It seems to me that to follow such trivial categorisations is to fall back into the kinds of fruitless debates that surrounded 'experimental film' and 'video art' from the 1970s to the 1990s. Another recent phenomenon in this tedious tale of seeking after legitimacy is the emergence of 'sciart', and sci-artists, whose speciality is working within a science-based context. Artists make art, whether they use one medium or another, or even many different media. I do not think that a technique or a technology heralds a paradigm shift, or even a shift in aesthetic categories. Instead I would say that technologies are adopted because they facilitate changes that people wish to effect. It seems to me that too often the debate around art is hijacked by an obsession with the tools rather than the content.

In many ways, old and new media are the same: they are simply the means of transmission or communication for ideas and visions. What the digital technologies of networked communications do herald are new ways in which we can construct networks of exchange between individuals and groups. It is not so much that our aesthetics are changing as our concepts of community -- what used to be a stable identity of belonging has transformed into a fluid and customisable set of variables. Nowadays we think of belonging to many different communities: we are no longer shackled by the accident of birth and place. Communities of interest have emerged that reach across the divides of age, gender, class, religion, sexual orientation and geography.

In many ways what is coming into question is not our aesthetic sensibilities, but the role and relevance of art in an age when both culture and technological development are putting access to knowledge and the tools of creative production in the hands of ever greater numbers of ordinary citizens. The safety of the traditional art world of museums and galleries, collectors and historians ; the emphasis on the uniqueness of the artists' vision that guarantees its value in the capitalist economy, all these things are coming in to question by a culture that is slowly reappraising traditional concepts of value.

In this sense, it is not just the technologies of networks that
challenge the security of the ontology of the art work, but the drift of society and culture itself. What is interesting is that it is artists who have been amongst the first experimenters to adopt both the new technologies and the challenge of abandoning ghettos of definition.


Renée van de Vall
Renée van de Vall is Associate Professor at the Department of Arts and Culture of the University of Maastricht. She has published 'Een subliem gevoel van plaats'. Een filosofische interpretatie van het werk van Barnett Newman (Groningen 1994), and several articles on the sublime, the aesthetics of Lyotard, Merleau-Ponty and Levinas, and the critical role of the visual arts in present day – digital and non-digital - visual culture.

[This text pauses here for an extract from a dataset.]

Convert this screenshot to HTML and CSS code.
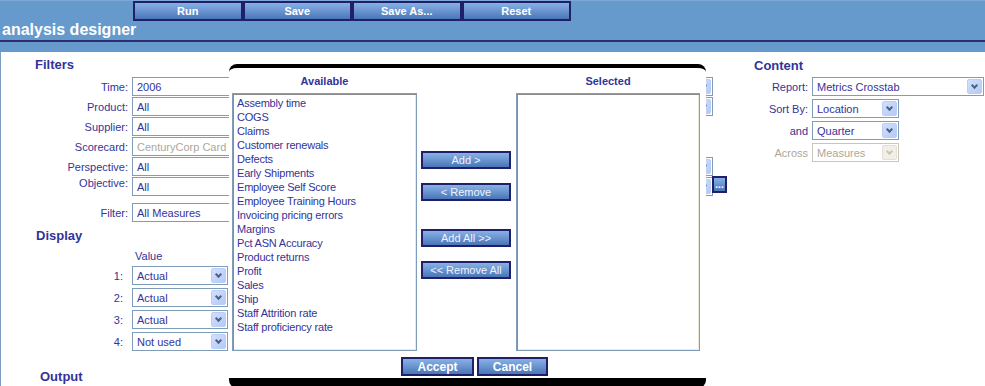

She was co-editor of 'The Question of Style in Philosophy and the Arts' published by Cambridge University Press in 1995. Since 2001 she participates in the research project 'The Mediated Body'.

Openingstatement: Renée van de Vall
She would like to address the question what in new media art would be the counterpart of the kind of critical reflection and aesthetic appeal we know from more traditional artistic media such as painting or cinema? Without excluding other possibilities, she would stress the specific materiality of interaction and what she would call the logic of the boundary zone or "third fold" in between the space of the representation or simulation and the physical space of the spectator/user/visitor/player as an experiential zone.
She will show an example.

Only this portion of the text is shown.